• Your goal:
Tell how many lines have the string "index" in them, and write nothing besides the number.

• Dataset content:
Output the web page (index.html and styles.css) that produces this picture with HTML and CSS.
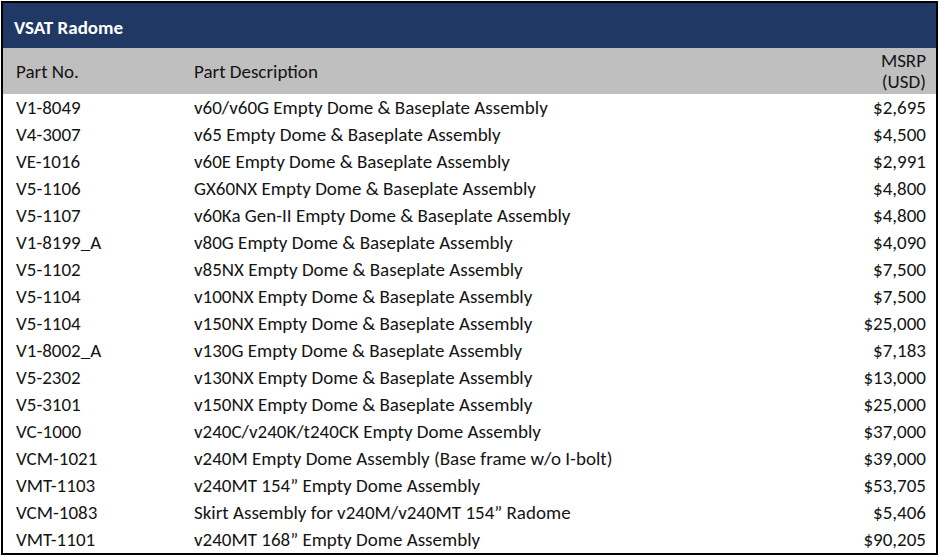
FILE: index.html
```html
<!DOCTYPE html>
<html lang="en">
<head>
  <meta charset="UTF-8">
  <meta name="viewport" content="width=device-width, initial-scale=1.0">
  <title>VSAT Radome</title>
  <link rel="stylesheet" href="styles.css">
</head>
<body>
  <div class="sheet">
    <div class="title">VSAT Radome</div>
    <table class="parts">
      <thead>
        <tr>
          <th class="col-no">Part No.</th>
          <th class="col-desc">Part Description</th>
          <th class="col-price"><span class="line">MSRP</span><span class="line">(USD)</span></th>
        </tr>
      </thead>
      <tbody>
        <tr><td>V1-8049</td><td>v60/v60G Empty Dome &amp; Baseplate Assembly</td><td class="price">$2,695</td></tr>
        <tr><td>V4-3007</td><td>v65 Empty Dome &amp; Baseplate Assembly</td><td class="price">$4,500</td></tr>
        <tr><td>VE-1016</td><td>v60E Empty Dome &amp; Baseplate Assembly</td><td class="price">$2,991</td></tr>
        <tr><td>V5-1106</td><td>GX60NX Empty Dome &amp; Baseplate Assembly</td><td class="price">$4,800</td></tr>
        <tr><td>V5-1107</td><td>v60Ka Gen-II Empty Dome &amp; Baseplate Assembly</td><td class="price">$4,800</td></tr>
        <tr><td>V1-8199_A</td><td>v80G Empty Dome &amp; Baseplate Assembly</td><td class="price">$4,090</td></tr>
        <tr><td>V5-1102</td><td>v85NX Empty Dome &amp; Baseplate Assembly</td><td class="price">$7,500</td></tr>
        <tr><td>V5-1104</td><td>v100NX Empty Dome &amp; Baseplate Assembly</td><td class="price">$7,500</td></tr>
        <tr><td>V5-1104</td><td>v150NX Empty Dome &amp; Baseplate Assembly</td><td class="price">$25,000</td></tr>
        <tr><td>V1-8002_A</td><td>v130G Empty Dome &amp; Baseplate Assembly</td><td class="price">$7,183</td></tr>
        <tr><td>V5-2302</td><td>v130NX Empty Dome &amp; Baseplate Assembly</td><td class="price">$13,000</td></tr>
        <tr><td>V5-3101</td><td>v150NX Empty Dome &amp; Baseplate Assembly</td><td class="price">$25,000</td></tr>
        <tr><td>VC-1000</td><td>v240C/v240K/t240CK Empty Dome Assembly</td><td class="price">$37,000</td></tr>
        <tr><td>VCM-1021</td><td>v240M Empty Dome Assembly (Base frame w/o I-bolt)</td><td class="price">$39,000</td></tr>
        <tr><td>VMT-1103</td><td>v240MT 154” Empty Dome Assembly</td><td class="price">$53,705</td></tr>
        <tr><td>VCM-1083</td><td>Skirt Assembly for v240M/v240MT 154” Radome</td><td class="price">$5,406</td></tr>
        <tr><td>VMT-1101</td><td>v240MT 168” Empty Dome Assembly</td><td class="price">$90,205</td></tr>
      </tbody>
    </table>
  </div>
</body>
</html>
```

FILE: styles.css
```css
body{
  margin: 0;
  background: #fff;
}

.sheet{
  width: 933px;
  margin: 1px 0 0 1px;
  border: 2px solid #000;
  font-family: "Carlito", "Lato", "Liberation Sans", sans-serif;
  font-size: 19px;
  color: #141414;
}

.title{
  height: 45px;
  display: flex;
  align-items: center;
  padding-left: 11px;
  padding-top: 3px;
  box-sizing: border-box;
  background: #203864;
  color: #fff;
  font-weight: bold;
}

.parts{
  width: 100%;
  border-collapse: collapse;
  table-layout: fixed;
}

.parts th,
.parts td{
  box-sizing: border-box;
  padding: 0;
}

.parts th{
  height: 46px;
  background: #bfbfbf;
  font-weight: normal;
  text-align: left;
  line-height: 22px;
  padding-top: 2px;
}

.parts th .line{
  display: block;
  height: 20px;
  line-height: 20px;
}

.parts td{
  height: 27px;
  line-height: 26px;
  padding-top: 1px;
  white-space: nowrap;
}

.parts .col-no{
  width: 179px;
}
.parts .col-price{
  width: 143px;
  text-align: right;
  vertical-align: top;
  padding-top: 3px;
}
.parts .col-price .line + .line{
  margin-top: 1px;
}

.parts tr > :first-child{
  padding-left: 13px;
}
.parts tr > :nth-child(2){
  padding-left: 12px;
}
.parts tr > :last-child{
  padding-right: 10px;
}

.parts .price{
  text-align: right;
}
```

• Reply:
2